> **Task to carry out**: Exactly repeat the material, dropping every picture from the copy.

· · · ·

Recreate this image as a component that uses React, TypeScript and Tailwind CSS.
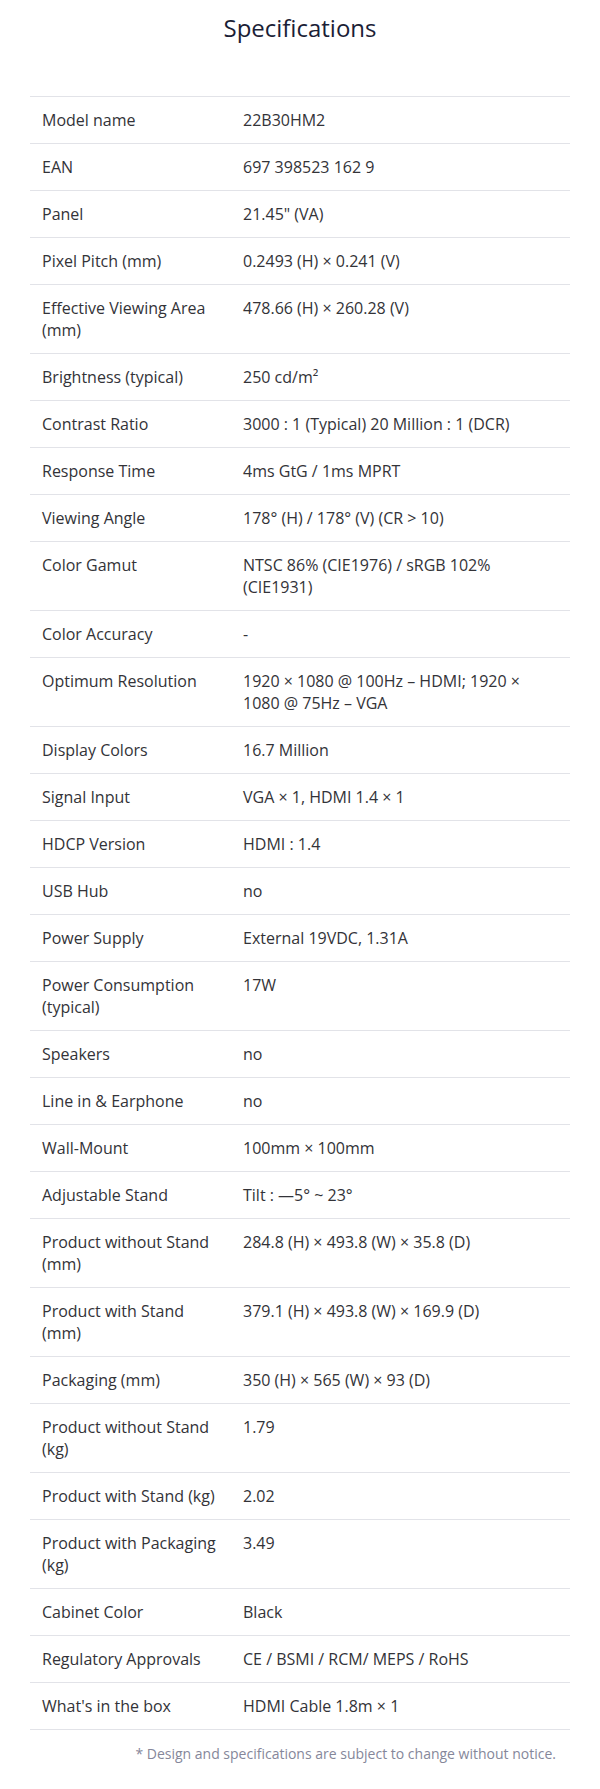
const specs: [string, string][] = [
  ["Model name", "22B30HM2"],
  ["EAN", "697 398523 162 9"],
  ["Panel", "21.45\" (VA)"],
  ["Pixel Pitch (mm)", "0.2493 (H) × 0.241 (V)"],
  ["Effective Viewing Area (mm)", "478.66 (H) × 260.28 (V)"],
  ["Brightness (typical)", "250 cd/m²"],
  ["Contrast Ratio", "3000 : 1 (Typical) 20 Million : 1 (DCR)"],
  ["Response Time", "4ms GtG / 1ms MPRT"],
  ["Viewing Angle", "178° (H) / 178° (V) (CR > 10)"],
  ["Color Gamut", "NTSC 86% (CIE1976) / sRGB 102% (CIE1931)"],
  ["Color Accuracy", "-"],
  ["Optimum Resolution", "1920 × 1080 @ 100Hz – HDMI; 1920 × 1080 @ 75Hz – VGA"],
  ["Display Colors", "16.7 Million"],
  ["Signal Input", "VGA × 1, HDMI 1.4 × 1"],
  ["HDCP Version", "HDMI : 1.4"],
  ["USB Hub", "no"],
  ["Power Supply", "External 19VDC, 1.31A"],
  ["Power Consumption (typical)", "17W"],
  ["Speakers", "no"],
  ["Line in & Earphone", "no"],
  ["Wall-Mount", "100mm × 100mm"],
  ["Adjustable Stand", "Tilt : —5° ~ 23°"],
  ["Product without Stand (mm)", "284.8 (H) × 493.8 (W) × 35.8 (D)"],
  ["Product with Stand (mm)", "379.1 (H) × 493.8 (W) × 169.9 (D)"],
  ["Packaging (mm)", "350 (H) × 565 (W) × 93 (D)"],
  ["Product without Stand (kg)", "1.79"],
  ["Product with Stand (kg)", "2.02"],
  ["Product with Packaging (kg)", "3.49"],
  ["Cabinet Color", "Black"],
  ["Regulatory Approvals", "CE / BSMI / RCM/ MEPS / RoHS"],
  ["What's in the box", "HDMI Cable 1.8m × 1"],
];

export default function App() {
  return (
    <main className="min-h-screen bg-white px-[30px] pb-7 pt-3 font-['Open_Sans',sans-serif] text-[#333338]">
      <h2 className="text-center text-2xl font-medium leading-8 text-[#1b1e36]">Specifications</h2>

      <div className="mt-[52px] border-t border-[#e2e3e8]">
        {specs.map(([label, value]) => (
          <div key={label} className="grid grid-cols-[201px_1fr] border-b border-[#e2e3e8] text-base leading-[22px]">
            <div className="px-3 py-3">{label}</div>
            <div className="px-3 py-3">{value}</div>
          </div>
        ))}
      </div>

      <p className="mr-[14px] mt-[14px] text-right text-sm leading-5 text-[#85879a]">
        * Design and specifications are subject to change without notice.
      </p>
    </main>
  );
}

· · · ·

> **Solution for this exercise**:
Recreate this image as a component that uses React, TypeScript and Tailwind CSS.
const specs: [string, string][] = [
  ["Model name", "22B30HM2"],
  ["EAN", "697 398523 162 9"],
  ["Panel", "21.45\" (VA)"],
  ["Pixel Pitch (mm)", "0.2493 (H) × 0.241 (V)"],
  ["Effective Viewing Area (mm)", "478.66 (H) × 260.28 (V)"],
  ["Brightness (typical)", "250 cd/m²"],
  ["Contrast Ratio", "3000 : 1 (Typical) 20 Million : 1 (DCR)"],
  ["Response Time", "4ms GtG / 1ms MPRT"],
  ["Viewing Angle", "178° (H) / 178° (V) (CR > 10)"],
  ["Color Gamut", "NTSC 86% (CIE1976) / sRGB 102% (CIE1931)"],
  ["Color Accuracy", "-"],
  ["Optimum Resolution", "1920 × 1080 @ 100Hz – HDMI; 1920 × 1080 @ 75Hz – VGA"],
  ["Display Colors", "16.7 Million"],
  ["Signal Input", "VGA × 1, HDMI 1.4 × 1"],
  ["HDCP Version", "HDMI : 1.4"],
  ["USB Hub", "no"],
  ["Power Supply", "External 19VDC, 1.31A"],
  ["Power Consumption (typical)", "17W"],
  ["Speakers", "no"],
  ["Line in & Earphone", "no"],
  ["Wall-Mount", "100mm × 100mm"],
  ["Adjustable Stand", "Tilt : —5° ~ 23°"],
  ["Product without Stand (mm)", "284.8 (H) × 493.8 (W) × 35.8 (D)"],
  ["Product with Stand (mm)", "379.1 (H) × 493.8 (W) × 169.9 (D)"],
  ["Packaging (mm)", "350 (H) × 565 (W) × 93 (D)"],
  ["Product without Stand (kg)", "1.79"],
  ["Product with Stand (kg)", "2.02"],
  ["Product with Packaging (kg)", "3.49"],
  ["Cabinet Color", "Black"],
  ["Regulatory Approvals", "CE / BSMI / RCM/ MEPS / RoHS"],
  ["What's in the box", "HDMI Cable 1.8m × 1"],
];

export default function App() {
  return (
    <main className="min-h-screen bg-white px-[30px] pb-7 pt-3 font-['Open_Sans',sans-serif] text-[#333338]">
      <h2 className="text-center text-2xl font-medium leading-8 text-[#1b1e36]">Specifications</h2>

      <div className="mt-[52px] border-t border-[#e2e3e8]">
        {specs.map(([label, value]) => (
          <div key={label} className="grid grid-cols-[201px_1fr] border-b border-[#e2e3e8] text-base leading-[22px]">
            <div className="px-3 py-3">{label}</div>
            <div className="px-3 py-3">{value}</div>
          </div>
        ))}
      </div>

      <p className="mr-[14px] mt-[14px] text-right text-sm leading-5 text-[#85879a]">
        * Design and specifications are subject to change without notice.
      </p>
    </main>
  );
}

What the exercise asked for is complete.